By Paisley Boston
BC Staff Writer
Catfish and Seersucker Suits are two elements closely associated with Delta Council Annual meetings.
On Friday Delta Council hosted its 79th Annual meeting.
Although the rain staggered in throughout the event, attendees were large in number.
Individuals came from throughout the United States to take part in this joyous occasion, which keynote speaker Deputy Secretary for the United States Department of Agriculture Krysta Harden said was a tribute to farmers.
"Farmers make up about one percent of our population and they provide goods for 99 percent of the population," said Harden.
State of Mississippi Governor Phil Bryant introduced her.
"Krysta and I have a few things in common. I was born in the Mississippi Delta and she was born in South Georgia – we are both southerners. She is deeply rooted in the farming profession because she and her family were peanut farmers," said Bryant.
Harden comes from three generations of southwest Georgia farmers with a proud farming heritage that dates back to the 1800s.
As a daughter of farmers, she understands the changing face of agriculture over time, and the need for commonsense policies and programs that create and expand opportunities in rural America.

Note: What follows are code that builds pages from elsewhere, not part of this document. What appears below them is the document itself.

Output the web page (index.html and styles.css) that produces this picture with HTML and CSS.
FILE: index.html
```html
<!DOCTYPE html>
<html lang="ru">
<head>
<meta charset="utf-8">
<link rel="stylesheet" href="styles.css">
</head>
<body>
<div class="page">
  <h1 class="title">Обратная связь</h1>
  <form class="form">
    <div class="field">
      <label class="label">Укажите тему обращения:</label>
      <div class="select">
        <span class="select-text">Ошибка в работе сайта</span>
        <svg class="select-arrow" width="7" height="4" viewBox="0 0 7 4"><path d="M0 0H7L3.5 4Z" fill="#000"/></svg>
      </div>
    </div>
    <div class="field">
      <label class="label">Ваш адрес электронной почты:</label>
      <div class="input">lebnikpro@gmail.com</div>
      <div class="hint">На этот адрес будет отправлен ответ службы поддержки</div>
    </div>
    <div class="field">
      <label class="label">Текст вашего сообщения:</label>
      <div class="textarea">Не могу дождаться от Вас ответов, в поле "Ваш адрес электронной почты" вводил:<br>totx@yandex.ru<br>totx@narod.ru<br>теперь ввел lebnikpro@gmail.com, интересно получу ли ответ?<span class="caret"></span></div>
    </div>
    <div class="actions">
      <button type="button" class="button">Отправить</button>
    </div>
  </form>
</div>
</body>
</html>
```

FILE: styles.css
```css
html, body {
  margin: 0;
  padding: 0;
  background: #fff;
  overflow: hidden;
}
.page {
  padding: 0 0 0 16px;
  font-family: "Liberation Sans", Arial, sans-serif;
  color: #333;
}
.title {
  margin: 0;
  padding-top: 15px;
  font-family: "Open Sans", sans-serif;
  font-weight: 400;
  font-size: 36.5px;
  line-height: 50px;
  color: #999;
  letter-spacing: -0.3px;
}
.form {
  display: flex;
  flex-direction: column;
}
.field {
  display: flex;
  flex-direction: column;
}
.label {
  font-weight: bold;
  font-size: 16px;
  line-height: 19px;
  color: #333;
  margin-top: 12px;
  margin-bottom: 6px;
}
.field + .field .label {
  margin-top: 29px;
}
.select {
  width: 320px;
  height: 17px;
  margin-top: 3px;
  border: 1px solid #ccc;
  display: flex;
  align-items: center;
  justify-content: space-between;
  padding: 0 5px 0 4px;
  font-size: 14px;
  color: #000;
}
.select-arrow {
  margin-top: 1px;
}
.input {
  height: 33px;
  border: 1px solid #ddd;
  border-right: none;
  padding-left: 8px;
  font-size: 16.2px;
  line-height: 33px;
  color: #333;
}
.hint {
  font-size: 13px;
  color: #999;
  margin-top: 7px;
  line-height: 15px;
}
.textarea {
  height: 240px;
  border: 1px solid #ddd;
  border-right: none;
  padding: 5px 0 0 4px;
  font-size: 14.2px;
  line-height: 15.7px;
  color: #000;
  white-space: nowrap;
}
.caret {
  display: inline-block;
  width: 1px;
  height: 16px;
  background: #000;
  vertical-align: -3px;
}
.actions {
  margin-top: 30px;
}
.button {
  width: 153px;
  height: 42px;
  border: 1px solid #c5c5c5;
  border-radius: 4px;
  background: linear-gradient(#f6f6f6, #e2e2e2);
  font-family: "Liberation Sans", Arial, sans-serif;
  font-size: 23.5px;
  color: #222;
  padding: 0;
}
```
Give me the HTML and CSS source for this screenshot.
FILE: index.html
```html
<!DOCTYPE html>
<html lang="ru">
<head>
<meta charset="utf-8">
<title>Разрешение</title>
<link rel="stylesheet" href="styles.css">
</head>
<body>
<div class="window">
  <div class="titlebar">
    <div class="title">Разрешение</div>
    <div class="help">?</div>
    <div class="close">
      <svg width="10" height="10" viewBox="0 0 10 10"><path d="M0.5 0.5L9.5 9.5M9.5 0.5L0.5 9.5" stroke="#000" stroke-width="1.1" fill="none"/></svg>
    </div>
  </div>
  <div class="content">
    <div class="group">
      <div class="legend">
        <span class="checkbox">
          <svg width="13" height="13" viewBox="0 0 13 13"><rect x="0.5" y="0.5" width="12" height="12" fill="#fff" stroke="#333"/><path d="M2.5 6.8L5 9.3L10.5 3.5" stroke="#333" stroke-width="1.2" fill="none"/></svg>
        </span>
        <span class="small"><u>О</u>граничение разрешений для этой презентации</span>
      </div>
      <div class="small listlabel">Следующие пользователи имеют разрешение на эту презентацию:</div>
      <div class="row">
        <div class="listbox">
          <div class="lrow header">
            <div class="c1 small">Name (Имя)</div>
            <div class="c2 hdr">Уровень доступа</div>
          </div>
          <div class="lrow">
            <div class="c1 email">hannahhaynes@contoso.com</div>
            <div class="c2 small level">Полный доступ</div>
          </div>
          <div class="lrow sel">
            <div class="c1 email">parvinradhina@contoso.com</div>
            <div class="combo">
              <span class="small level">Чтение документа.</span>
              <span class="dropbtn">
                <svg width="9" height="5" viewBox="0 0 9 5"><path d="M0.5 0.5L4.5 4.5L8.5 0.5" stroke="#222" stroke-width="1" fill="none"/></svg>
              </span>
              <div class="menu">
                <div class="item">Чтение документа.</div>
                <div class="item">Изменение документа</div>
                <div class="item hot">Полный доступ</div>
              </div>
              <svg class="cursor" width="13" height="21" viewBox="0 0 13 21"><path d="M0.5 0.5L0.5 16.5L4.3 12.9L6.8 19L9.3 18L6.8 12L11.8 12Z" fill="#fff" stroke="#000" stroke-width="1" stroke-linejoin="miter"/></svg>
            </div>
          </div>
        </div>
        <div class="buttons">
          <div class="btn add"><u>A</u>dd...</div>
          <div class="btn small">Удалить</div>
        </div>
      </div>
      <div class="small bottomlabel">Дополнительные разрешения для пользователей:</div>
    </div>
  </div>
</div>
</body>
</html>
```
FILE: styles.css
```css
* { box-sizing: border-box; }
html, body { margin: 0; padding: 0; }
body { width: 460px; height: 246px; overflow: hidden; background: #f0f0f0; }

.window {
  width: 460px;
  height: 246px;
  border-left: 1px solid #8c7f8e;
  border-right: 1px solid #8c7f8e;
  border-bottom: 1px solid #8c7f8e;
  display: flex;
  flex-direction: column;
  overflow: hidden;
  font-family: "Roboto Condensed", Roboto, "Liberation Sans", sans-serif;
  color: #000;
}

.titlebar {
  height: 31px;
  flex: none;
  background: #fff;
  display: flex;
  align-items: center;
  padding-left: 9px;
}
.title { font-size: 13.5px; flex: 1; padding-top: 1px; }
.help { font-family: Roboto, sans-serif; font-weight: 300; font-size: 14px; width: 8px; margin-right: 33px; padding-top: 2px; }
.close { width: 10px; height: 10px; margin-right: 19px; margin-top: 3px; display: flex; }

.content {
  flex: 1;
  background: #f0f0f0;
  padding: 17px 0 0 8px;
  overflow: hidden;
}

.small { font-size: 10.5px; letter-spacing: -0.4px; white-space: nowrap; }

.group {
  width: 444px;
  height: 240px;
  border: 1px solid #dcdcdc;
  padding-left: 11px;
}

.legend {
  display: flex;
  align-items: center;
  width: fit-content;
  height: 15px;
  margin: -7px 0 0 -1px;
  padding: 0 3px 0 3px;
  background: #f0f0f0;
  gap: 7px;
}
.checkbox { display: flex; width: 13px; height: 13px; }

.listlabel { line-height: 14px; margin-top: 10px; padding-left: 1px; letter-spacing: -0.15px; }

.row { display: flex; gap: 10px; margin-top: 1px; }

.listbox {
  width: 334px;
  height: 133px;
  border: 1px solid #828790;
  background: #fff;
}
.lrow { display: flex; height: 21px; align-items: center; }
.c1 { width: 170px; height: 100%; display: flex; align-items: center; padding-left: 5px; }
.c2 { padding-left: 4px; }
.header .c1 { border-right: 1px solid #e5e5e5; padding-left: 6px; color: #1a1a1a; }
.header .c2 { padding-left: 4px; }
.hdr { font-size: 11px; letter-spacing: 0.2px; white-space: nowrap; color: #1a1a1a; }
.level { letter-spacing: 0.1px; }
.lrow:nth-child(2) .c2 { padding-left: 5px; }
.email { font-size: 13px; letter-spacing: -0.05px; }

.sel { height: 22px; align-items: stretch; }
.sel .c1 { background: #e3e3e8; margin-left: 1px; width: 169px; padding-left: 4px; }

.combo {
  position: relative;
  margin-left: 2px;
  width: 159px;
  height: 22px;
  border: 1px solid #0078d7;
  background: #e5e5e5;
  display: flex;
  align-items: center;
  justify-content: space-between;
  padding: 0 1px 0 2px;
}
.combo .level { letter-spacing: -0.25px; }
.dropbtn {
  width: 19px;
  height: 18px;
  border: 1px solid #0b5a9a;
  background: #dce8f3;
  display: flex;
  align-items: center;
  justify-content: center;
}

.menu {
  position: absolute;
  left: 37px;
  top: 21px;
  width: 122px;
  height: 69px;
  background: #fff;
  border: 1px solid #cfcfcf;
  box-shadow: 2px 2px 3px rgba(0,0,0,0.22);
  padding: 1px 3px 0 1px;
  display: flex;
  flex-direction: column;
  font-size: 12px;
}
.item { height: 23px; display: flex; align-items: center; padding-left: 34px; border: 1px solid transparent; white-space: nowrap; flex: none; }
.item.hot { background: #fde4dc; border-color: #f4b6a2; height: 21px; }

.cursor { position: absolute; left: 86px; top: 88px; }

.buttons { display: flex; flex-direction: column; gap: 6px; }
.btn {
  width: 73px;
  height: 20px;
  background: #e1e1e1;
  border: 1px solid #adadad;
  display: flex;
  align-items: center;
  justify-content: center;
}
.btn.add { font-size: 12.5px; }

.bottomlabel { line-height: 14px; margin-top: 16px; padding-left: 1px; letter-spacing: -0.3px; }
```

In her role as Deputy Secretary, Harden builds on Secretary Vilsack's leadership to support a diverse and abundant agriculture sector, expand new markets for agriculture at home and abroad, further strengthen conservation of our nation's resources, and promote a thriving biobased economy.
Harden's highest priority is to ensure that beginning farmers and the growing ranks of agriculture - women, young people, immigrants, socially disadvantaged producers, returning veterans and retirees - have access to the programs and support they need.

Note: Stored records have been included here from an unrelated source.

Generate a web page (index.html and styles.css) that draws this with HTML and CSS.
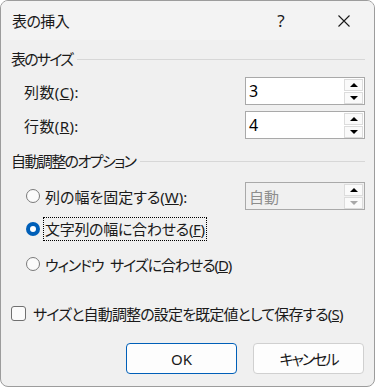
FILE: index.html
```html
<!DOCTYPE html>
<html lang="ja">
<head>
<meta charset="utf-8">
<link rel="stylesheet" href="styles.css">
</head>
<body>
<div class="window">
  <div class="titlebar">
    <span class="title">表の挿入</span>
    <span class="help">?</span>
    <span class="close">
      <svg width="12" height="12" viewBox="0 0 12 12"><path d="M0.5 0.5 L11.5 11.5 M11.5 0.5 L0.5 11.5" stroke="#1a1a1a" stroke-width="1.1" fill="none"/></svg>
    </span>
  </div>
  <div class="content">
    <div class="group-head g1"><span class="ht">表のサイズ</span><i class="rule"></i></div>
    <div class="row r1">
      <span class="label">列数(<u>C</u>):</span>
      <div class="spin"><span class="val">3</span>
        <div class="btns"><span class="sb"><i class="up"></i></span><span class="sb"><i class="down"></i></span></div>
      </div>
    </div>
    <div class="row r2">
      <span class="label">行数(<u>R</u>):</span>
      <div class="spin"><span class="val">4</span>
        <div class="btns"><span class="sb"><i class="up"></i></span><span class="sb"><i class="down"></i></span></div>
      </div>
    </div>
    <div class="group-head g2"><span class="ht">自動調整のオプション</span><i class="rule"></i></div>
    <div class="row opt1">
      <span class="radio"></span><span class="rtext">列の幅を固定する(<u>W</u>):</span>
      <div class="spin disabled"><span class="val">自動</span>
        <div class="btns"><span class="sb"><i class="up"></i></span><span class="sb"><i class="down"></i></span></div>
      </div>
    </div>
    <div class="row opt2">
      <span class="radio on"></span><span class="rtext focus">文字列の幅に合わせる(<u>F</u>)</span>
    </div>
    <div class="row opt3">
      <span class="radio"></span><span class="rtext">ウィンドウ サイズに合わせる(<u>D</u>)</span>
    </div>
    <div class="row chk">
      <span class="box"></span><span class="ctext">サイズと自動調整の設定を既定値として保存する(<u>S</u>)</span>
    </div>
    <div class="buttons">
      <span class="btn default">OK</span>
      <span class="btn cancel">キャンセル</span>
    </div>
  </div>
</div>
</body>
</html>
```
FILE: styles.css
```css
html, body {
  margin: 0;
  padding: 0;
  background: #ffffff;
}
body {
  font-family: "Noto Sans", "Noto Sans CJK JP", sans-serif;
  font-feature-settings: "palt";
  font-size: 15px;
  color: #1a1a1a;
}
.window {
  box-sizing: border-box;
  width: 375px;
  height: 387px;
  border: 1px solid #9c9c9c;
  border-radius: 8px;
  background: #f0f0f0;
  overflow: hidden;
}
.titlebar {
  height: 39px;
  display: flex;
  align-items: center;
  background: #f3f3f3;
}
.title {
  margin-left: 11px;
  flex: 1;
  font-size: 15px;
  letter-spacing: -0.6px;
}
.help {
  width: 20px;
  text-align: center;
  margin-right: 47px;
  font-family: "Noto Sans", sans-serif;
  font-size: 17px;
}
.close {
  width: 12px;
  height: 12px;
  margin-right: 24px;
  display: flex;
}
.content {
  padding: 0 9px 0 10px;
}
.group-head {
  height: 20px;
  display: flex;
  align-items: center;
}
.group-head .rule {
  flex: 1;
  height: 1px;
  background: #d7d7d7;
  margin-left: 5px;
  margin-top: 2px;
}
.g1 { margin-top: 8px; }
.g1 .ht { letter-spacing: -1.8px; }
.g2 { margin-top: 11px; }
.g2 .ht { letter-spacing: -1.6px; }
.row {
  display: flex;
  align-items: center;
}
.label {
  margin-left: 13px;
  flex: 1;
  letter-spacing: 0.4px;
}
.r1 { margin-top: 9px; height: 28px; }
.r2 { margin-top: 6px; height: 28px; }
.spin {
  box-sizing: border-box;
  width: 120px;
  height: 28px;
  border: 1px solid #a9a9a9;
  background: #ffffff;
  display: flex;
  align-items: center;
  justify-content: space-between;
}
.val {
  margin-left: 3px;
  font-size: 16px;
  color: #000;
}
.btns {
  display: flex;
  flex-direction: column;
  gap: 1px;
  margin-right: 1px;
}
.sb {
  box-sizing: border-box;
  width: 19px;
  height: 12px;
  border: 1px solid #dcdcdc;
  background: #fafafa;
  display: flex;
  align-items: center;
  justify-content: center;
}
.up {
  width: 0; height: 0;
  border-left: 4px solid transparent;
  border-right: 4px solid transparent;
  border-bottom: 4px solid #000;
}
.down {
  width: 0; height: 0;
  border-left: 4px solid transparent;
  border-right: 4px solid transparent;
  border-top: 4px solid #000;
}
.spin.disabled { background: #f0f0f0; }
.spin.disabled .val { color: #8d8d8d; font-size: 15px; }
.spin.disabled .sb:last-child .down { border-top-color: #a8a8a8; }
.opt1 { margin-top: 12px; height: 28px; }
.opt2 { margin-top: 7px; height: 24px; }
.opt3 { margin-top: 11px; height: 24px; }
.radio {
  box-sizing: border-box;
  width: 14px;
  height: 14px;
  border-radius: 50%;
  border: 1px solid #7a7a7a;
  background: #fbfbfb;
  margin-left: 15px;
  position: relative;
}
.radio.on {
  border: none;
  background: #005fb8;
}
.radio.on::after {
  content: "";
  position: absolute;
  left: 4px;
  top: 4px;
  width: 6px;
  height: 6px;
  border-radius: 50%;
  background: #fff;
}
.rtext {
  margin-left: 5px;
  flex: 1;
}
.opt2 .rtext, .opt3 .rtext { flex: none; }
.opt2 .rtext { letter-spacing: -0.3px; }
.opt3 .rtext { letter-spacing: -1.1px; word-spacing: 4px; }
.focus {
  box-sizing: border-box;
  outline: 1px dotted #000;
  outline-offset: 0;
  padding: 0 1px;
  margin-left: 4px;
  line-height: 22px;
}
.chk { margin-top: 25px; height: 24px; }
.box {
  box-sizing: border-box;
  width: 15px;
  height: 15px;
  border: 1px solid #707070;
  border-radius: 3px;
  background: #fbfbfb;
}
.ctext { margin-left: 7px; letter-spacing: -0.85px; }
.buttons {
  margin-top: 18px;
  display: flex;
  justify-content: flex-end;
  gap: 16px;
  padding-right: 1px;
}
.btn {
  box-sizing: border-box;
  width: 111px;
  height: 31px;
  border: 1px solid #d0d0d0;
  border-radius: 4px;
  background: #fdfdfd;
  display: flex;
  align-items: center;
  justify-content: center;
  font-size: 15px;
}
.btn.default {
  border-color: #005fb8;
}
.btn.cancel { letter-spacing: -2px; }
```
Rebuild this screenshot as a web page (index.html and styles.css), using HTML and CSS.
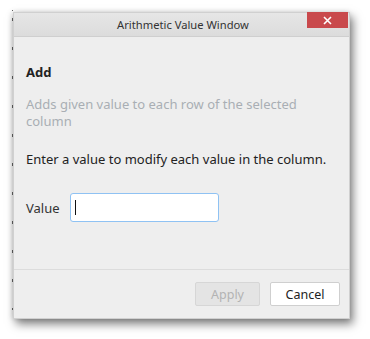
FILE: index.html
```html
<!DOCTYPE html>
<html lang="en">
<head>
    <meta charset="UTF-8">
    <title>Arithmetic Value Window</title>
    <link rel="stylesheet" href="styles.css">
</head>
<body>
    <div class="ticks"></div>
    <div class="window">
        <div class="titlebar">
            <span class="title">Arithmetic Value Window</span>
            <button class="close-btn" aria-label="Close">
                <svg width="9" height="9" viewBox="0 0 9 9">
                    <path d="M1 1 L8 8 M8 1 L1 8" stroke="#fff" stroke-width="1.6" fill="none"/>
                </svg>
            </button>
        </div>

        <div class="content">
            <h2 class="op-name">Add</h2>
            <p class="op-desc">Adds given value to each row of the selected column</p>
            <p class="prompt">Enter a value to modify each value in the column.</p>
            <div class="value-row">
                <label for="valueInput">Value</label>
                <div class="value-input" id="valueInput"><span class="caret"></span></div>
            </div>
        </div>

        <div class="footer">
            <button class="btn btn-disabled" disabled>Apply</button>
            <button class="btn">Cancel</button>
        </div>
    </div>
</body>
</html>
```

FILE: styles.css
```css
* {
    margin: 0;
    padding: 0;
    box-sizing: border-box;
    font-family: 'Noto Sans', 'Open Sans', sans-serif;
}

body {
    width: 370px;
    height: 339px;
    background: #fff;
    display: flex;
    align-items: flex-start;
    padding: 12px 0 0 12px;
    overflow: hidden;
}

.ticks {
    width: 1px;
    height: 300px;
    margin-top: -2px;
    background: repeating-linear-gradient(to bottom,
        #666 0, #666 3px, transparent 3px, transparent 29px);
    background-position: 0 8px;
}

.window {
    position: relative;
    width: 337px;
    height: 307px;
    display: flex;
    flex-direction: column;
    background: #eeeeee;
    border: 1px solid #d0d0d0;
    box-shadow: 3px 5px 9px rgba(0, 0, 0, 0.5), -1px 0 5px rgba(0, 0, 0, 0.15);
}

.titlebar {
    height: 24px;
    flex-shrink: 0;
    display: flex;
    justify-content: center;
    align-items: center;
    background: linear-gradient(#e6e6e6, #dcdcdc);
    border-bottom: 1px solid #cfcfcf;
}

.title {
    font-size: 11.2px;
    color: #333;
    margin-left: 3px;
}

.close-btn {
    position: absolute;
    top: -1px;
    right: 1px;
    width: 41px;
    height: 16px;
    border: none;
    background: #c9494c;
    display: flex;
    justify-content: center;
    align-items: center;
}

.content {
    flex: 1;
    padding: 26px 12px 0 12px;
}

.op-name {
    font-size: 13px;
    font-weight: 700;
    line-height: 18px;
    color: #222;
}

.op-desc {
    font-size: 13px;
    line-height: 17px;
    color: #a9aeb4;
    margin-top: 15px;
}

.prompt {
    font-size: 13px;
    line-height: 17px;
    color: #222;
    margin-top: 21px;
}

.value-row {
    display: flex;
    align-items: center;
    margin-top: 25px;
}

.value-row label {
    font-size: 13px;
    color: #333;
    width: 44px;
}

.value-input {
    width: 149px;
    height: 29px;
    background: #fff;
    border: 1px solid #8fc2f3;
    border-radius: 3px;
    display: flex;
    align-items: center;
    padding-left: 4px;
}

.caret {
    width: 1px;
    height: 15px;
    background: #111;
}

.footer {
    height: 49px;
    flex-shrink: 0;
    border-top: 1px solid #dcdcdc;
    display: flex;
    justify-content: flex-end;
    align-items: flex-start;
    gap: 10px;
    padding: 12px 9px 0 0;
}

.btn {
    width: 70px;
    height: 24px;
    font-size: 12.5px;
    color: #222;
    background: #fff;
    border: 1px solid #cfcfcf;
    border-radius: 2px;
}

.btn-disabled {
    width: 65px;
    color: #b3b3b3;
    background: #e4e4e4;
    border-color: #d6d6d6;
}
```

Since 2009, Harden has held USDA leadership positions as Assistant Secretary for Congressional Relations and Chief of Staff to the Secretary.

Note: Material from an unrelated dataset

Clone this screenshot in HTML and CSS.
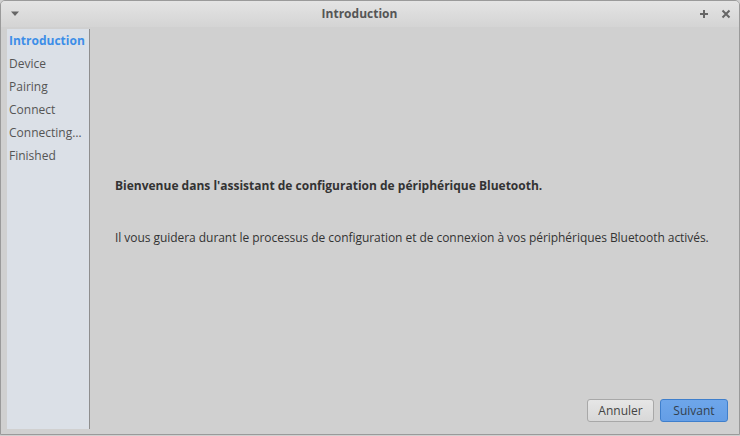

Harden was instrumental in implementing programs under the 2008 Farm Bill that have resulted in record investments in America's farms and rural communities, record agricultural exports and record conservation efforts. Harden worked to pass and implement the Healthy, Hunger-Free Kids Act of 2010, ensuring the availability of nutrition assistance to struggling Americans.
A chief advocate of conservation, Harden continues leading efforts to build close stakeholder relationships with an ultimate goal of enhancing land and water conservation, improving economic opportunities through increased outdoor activities and expanding modern forest management.
During her speech she told a story about the son of a farmer.
"A while ago, I remember speaking with the son of a farmer. His father was 92 years old and due to an accident, he lost his memory. Doctors tried hard to help the elderly man regain his memory. They tried to get him to recall just one thing that he could remember but he struggled to do so," said Harden.
"After a few minutes, the man looked down at his hands and then up at the doctor and said, "I am a farmer," she added.
"This was so touching to me because I am certain that the sons and daughters of farmers know what it feels like to watch your father work so hard and take so many risks to provide for 99 percent of the U.S.," continued Harden.
She also spoke about the 2014 farm bill.
"This bill is so valuable and important to all of us. I would like to thank Senator Thad Cochran for all that he has done to support us with this bill. He fought very hard for it. Even when he and I are on different sides and we do not see eye to eye, we are still friends after it all," said Harden.
"I wish more people in Washington could understand the work that Senator Cochran does," she added.
The Agriculture Act of 2014 passed the Senate with an overwhelming bipartisan majority of 68-32 on February 4th, 2014. The Farm Bill was signed into law on February 7th, 2014.
The new Farm Bill will allow USDA to continue record accomplishments on behalf of the American people, while providing new opportunity and creating jobs across rural America.
It will enable USDA to further expand markets for agricultural products at home and abroad, strengthen conservation efforts, create new opportunities for local and regional food systems and grow the biobased economy.
It will provide a dependable safety net for America's farmers, ranchers and growers.
It will maintain important agricultural research, and ensure access to safe and nutritious food for all Americans.
Numerous awards were also presented during the meeting including the 2014 Good Middling Lady award, which recognizes individuals who make significant efforts to promote community and economic vitality in the Mississippi Delta.
Candy Davis of Shaw received the honor this year.
Also, over 100 Delta Honor Graduates were nominated by their school administrators based on academic achievement and community involvement to receive a $2,500 scholarship.
Martin "Blake" Pugh, a graduating senior from Independence High School in Tate County, was awarded the scholarship.
After all of the awards were given and much homage was paid to farmers, attendees proceeded outside to enjoy a nice catfish dinner on Delta State University's historic quad, while enjoying music played by Alphonso Sanders and his son, Keith.